Prove the trig identity (cos(x/2)-sin(x/2))^2= 1-sinx?

Please help!

We can only work on one side

^2 means squared

/ means divided by

Thank you!

(a--b)^2 = a^2 +b^2 --2ab Same way LHS = (cosx/2 - sinx/2)^2 = cos^2(x/2) + sin^2(x/2) --2sin(x/2) cos(x/2) But cos^2(A) + sin^2(A) = 1 and Sin 2A = 2 sinA cosA So cos^2(x/2) + sin^2(x/2) = 1 and 2sin(x/2) cos(x/2) = Sin (2*x/2) = sin x So the final expression becomes as 1 -- sin x = RHS.

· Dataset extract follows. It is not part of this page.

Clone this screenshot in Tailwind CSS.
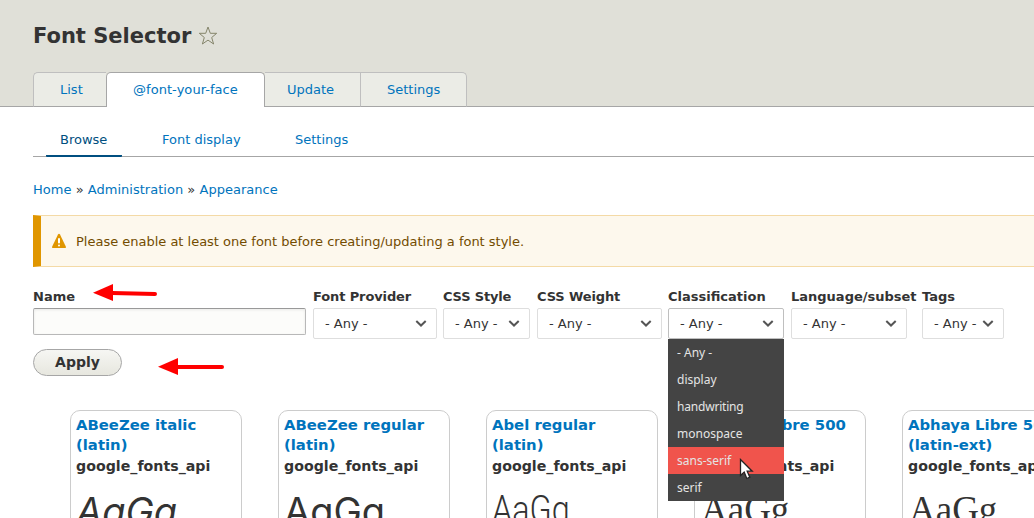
<!DOCTYPE html>
<html lang="en">
<head>
<meta charset="utf-8">
<title>Font Selector</title>
<script src="https://cdn.jsdelivr.net/npm/@tailwindcss/browser@4"></script>
</head>
<body class="relative h-[518px] w-[1034px] overflow-hidden bg-white font-['DejaVu_Sans',sans-serif] text-[13px] leading-5 text-[#333]">
<header class="flex h-[107px] flex-col justify-between border-b border-[#a6a6a6] bg-[#e0e0d8] pl-[33px]">
  <div class="flex items-center pt-[23px]">
    <h1 class="text-[21px] leading-[26px] font-bold whitespace-nowrap">Font Selector</h1>
    <svg class="ml-[7px] size-5" viewBox="0 0 20 20" fill="none" stroke="#85856b" stroke-linejoin="round"><path d="M10 1l2.300 6.300h6.400l-5 4.200 1.900 6.500-5.600-3.900-5.600 3.900 1.900-6.500-5-4.200h6.400z"/></svg>
  </div>
  <nav class="-mb-px flex h-[35px] text-[#0074bd]">
    <a class="w-[73px] rounded-tl-[5px] border-t border-b border-l border-[#bfbfbf] border-b-[#a6a6a6] bg-[#ebece6] pt-[7px] pl-[26px]">List</a>
    <a class="w-[159px] rounded-t-[5px] border border-b-0 border-[#a6a6a6] bg-white pt-[7px] pl-[26px] tracking-[0.05px]">@font-your-face</a>
    <a class="w-[96px] border-t border-r border-b border-[#bfbfbf] border-b-[#a6a6a6] bg-[#ebece6] pt-[7px] pl-[22px]">Update</a>
    <a class="w-[106px] rounded-tr-[5px] border-t border-r border-b border-[#bfbfbf] border-b-[#a6a6a6] bg-[#ebece6] pt-[7px] pl-[26px]">Settings</a>
  </nav>
</header>
<main class="pl-[33px]">
  <nav class="flex h-[50px] border-b border-[#a6a6a6] pt-[23px] pl-[13px] text-[#0074bd]">
    <a class="h-[27px] w-[76px] rounded-[1px] border-b-2 border-[#004f80] pl-[14px] text-[#004f80]">Browse</a>
    <a class="ml-[40px] w-[79px] whitespace-nowrap">Font display</a>
    <a class="ml-[54px]">Settings</a>
  </nav>
  <div class="mt-[23px] tracking-[0.02px] whitespace-nowrap text-[#0074bd]">Home <span class="text-[#333]">»</span> Administration <span class="text-[#333]">»</span> Appearance</div>
  <div class="mt-[15px] flex h-[52px] items-center border-y border-l-8 border-[#f4daa6] border-l-[#e09600] bg-[#fdf8ed] pl-[10px] text-[#734c00]">
    <svg class="mr-[9px] h-4 w-4" viewBox="0 0 16 16"><path fill="#e09600" d="M7 1.400c.5-.9 1.500-.9 2 0l5.800 12c.4.9 0 1.600-.9 1.600H2.100c-.9 0-1.300-.7-.9-1.600z"/><path stroke="#fff" stroke-width="2" stroke-linecap="round" d="M8 6v3.400M8 12.400v.1"/></svg>
    <span class="pt-[2px] tracking-[-0.01px] whitespace-nowrap">Please enable at least one font before creating/updating a font style.</span>
  </div>
  <form class="mt-[20px] flex h-[52px] whitespace-nowrap">
    <div class="w-[280px]"><label class="block font-bold">Name</label><div class="mt-px h-[27px] w-[273px] rounded-[2px] border border-[#b8b8b8] border-t-[#999] bg-[#fcfcfa] shadow-[inset_0_1px_3px_rgba(0,0,0,0.08)]"></div></div>
    <div class="w-[130px]"><label class="block font-bold tracking-[-0.12px]">Font Provider</label><div class="mt-px flex h-[31px] w-[124px] items-center justify-between rounded-[2px] border border-[#dedede] pr-[9px] pl-[11px]">- Any -<svg class="size-3" viewBox="0 0 12 12" fill="none" stroke="#555" stroke-width="2"><path d="M1.300 3L6 7.500l4.700-4.500"/></svg></div></div>
    <div class="w-[94px]"><label class="block font-bold tracking-[-0.18px]">CSS Style</label><div class="mt-px flex h-[31px] w-[87px] items-center justify-between rounded-[2px] border border-[#dedede] pr-[9px] pl-[11px]">- Any -<svg class="size-3" viewBox="0 0 12 12" fill="none" stroke="#555" stroke-width="2"><path d="M1.300 3L6 7.500l4.700-4.500"/></svg></div></div>
    <div class="w-[131px]"><label class="block font-bold tracking-[-0.12px]">CSS Weight</label><div class="mt-px flex h-[31px] w-[125px] items-center justify-between rounded-[2px] border border-[#dedede] pr-[9px] pl-[11px]">- Any -<svg class="size-3" viewBox="0 0 12 12" fill="none" stroke="#555" stroke-width="2"><path d="M1.300 3L6 7.500l4.700-4.500"/></svg></div></div>
    <div class="w-[123px]"><label class="block font-bold">Classification</label><div class="mt-px flex h-[31px] w-[116px] items-center justify-between rounded-[2px] border border-[#bfbfbf] pr-[9px] pl-[11px]">- Any -<svg class="size-3" viewBox="0 0 12 12" fill="none" stroke="#555" stroke-width="2"><path d="M1.300 3L6 7.500l4.700-4.500"/></svg></div></div>
    <div class="w-[131px]"><label class="block font-bold">Language/subset</label><div class="mt-px flex h-[31px] w-[116px] items-center justify-between rounded-[2px] border border-[#dedede] pr-[9px] pl-[11px]">- Any -<svg class="size-3" viewBox="0 0 12 12" fill="none" stroke="#555" stroke-width="2"><path d="M1.300 3L6 7.500l4.700-4.500"/></svg></div></div>
    <div class="w-[82px]"><label class="block font-bold">Tags</label><div class="mt-px flex h-[31px] w-[82px] items-center justify-between rounded-[2px] border border-[#dedede] pr-[9px] pl-[11px]">- Any -<svg class="size-3" viewBox="0 0 12 12" fill="none" stroke="#555" stroke-width="2"><path d="M1.300 3L6 7.500l4.700-4.500"/></svg></div></div>
  </form>
  <button class="mt-[10px] block h-[27px] w-[89px] rounded-full border border-[#a6a6a6] bg-linear-to-b from-[#f6f6f3] to-[#e7e7df] pb-px text-[14px] leading-[24px] font-bold">Apply</button>
  <section class="mt-[34px] ml-[37px] flex h-[108px] gap-[36px] overflow-hidden text-[14.2px]">
    <article class="h-[140px] w-[172px] shrink-0 rounded-[10px] border border-[#ccc] pt-[4px] pl-[5px] font-bold whitespace-nowrap"><h3 class="text-[14.85px] text-[#0074bd]">ABeeZee italic<br>(latin)</h3><p class="mt-px">google_fonts_api</p><p class="mt-[11px] w-max origin-left font-['Inter',sans-serif] text-[38px] leading-[48px] font-normal italic [font-feature-settings:'cv11']">AaGg</p></article>
    <article class="h-[140px] w-[172px] shrink-0 rounded-[10px] border border-[#ccc] pt-[4px] pl-[5px] font-bold whitespace-nowrap"><h3 class="text-[14.85px] text-[#0074bd]">ABeeZee regular<br>(latin)</h3><p class="mt-px">google_fonts_api</p><p class="mt-[11px] w-max origin-left font-['Inter',sans-serif] text-[38px] leading-[48px] font-normal [font-feature-settings:'cv11']">AaGg</p></article>
    <article class="h-[140px] w-[172px] shrink-0 rounded-[10px] border border-[#ccc] pt-[4px] pl-[5px] font-bold whitespace-nowrap"><h3 class="text-[14.85px] text-[#0074bd]">Abel regular<br>(latin)</h3><p class="mt-px">google_fonts_api</p><p class="mt-[10px] w-max origin-left scale-x-[0.83] font-['Roboto',sans-serif] text-[39px] leading-[48px] font-light">AaGg</p></article>
    <article class="h-[140px] w-[172px] shrink-0 rounded-[10px] border border-[#ccc] pt-[4px] pl-[5px] font-bold whitespace-nowrap"><h3 class="text-[14.85px] text-[#0074bd]">Abhaya Libre 500<br>(latin)</h3><p class="mt-px">google_fonts_api</p><p class="mt-[10px] w-max origin-left pl-px font-['Liberation_Serif',serif] text-[37px] leading-[48px] font-normal">AaGg</p></article>
    <article class="h-[140px] w-[172px] shrink-0 rounded-[10px] border border-[#ccc] pt-[4px] pl-[5px] font-bold whitespace-nowrap"><h3 class="text-[14.85px] text-[#0074bd]">Abhaya Libre 500<br>(latin-ext)</h3><p class="mt-px">google_fonts_api</p><p class="mt-[10px] w-max origin-left pl-px font-['Liberation_Serif',serif] text-[37px] leading-[48px] font-normal">AaGg</p></article>
  </section>
</main>
<ul class="absolute top-[339px] left-[668px] w-[116px] bg-[#444] font-['Noto_Sans',sans-serif] text-[12px] leading-[27px] text-[#e4e4e4]">
  <li class="h-[27px] pl-[9px]">- Any -</li><li class="h-[27px] pl-[9px]">display</li><li class="h-[27px] pl-[9px] tracking-[-0.2px]">handwriting</li><li class="h-[27px] pl-[9px]">monospace</li><li class="h-[27px] bg-[#f0544c] pl-[9px]">sans-serif</li><li class="h-[27px] pl-[9px]">serif</li>
</ul>
<svg class="absolute top-[458px] left-[738px] h-[24px] w-[16px]" viewBox="0 0 16 24"><path d="M2.500 1.500v16l3.700-3.300 2.600 6.300 3-1.300-2.600-6h5z" fill="#fff" stroke="#222" stroke-width="1.300"/></svg>
<svg class="absolute top-[283px] left-[92px] h-[20px] w-[68px]" viewBox="0 0 68 20"><path d="M1 9.800L21 1v17z" fill="#f00"/><path d="M20 10l43 1" stroke="#f00" stroke-width="4" stroke-linecap="round"/></svg>
<svg class="absolute top-[357px] left-[157px] h-[20px] w-[68px]" viewBox="0 0 68 20"><path d="M1 9.800L21 1v17z" fill="#f00"/><path d="M20 10h45" stroke="#f00" stroke-width="4" stroke-linecap="round"/></svg>
</body>
</html>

You can make life easier for yourself if you state that x/2 = y and therefore x = 2y

(cos(y) - sin(y))^2 = cos^2(y) - 2cos(y)sin(y) + sin^2(y)

Change cos^2(y) because there is no cos on the right side: cos^2(y) = 1 - sin^2(y)

(1 - sin^2(y)) - 2cos(y)sin(y) + sin^2(y) = 1 - 2cos(y)sin(y)

But 2cos(y)sin(y) = sin(2y)

= 1 - sin(2y)

And so we have reached the other side, which through substitution is 1 - sin(2y) because we had established that x = 2y

That's not cheating... that's being clever.

I hope this helps...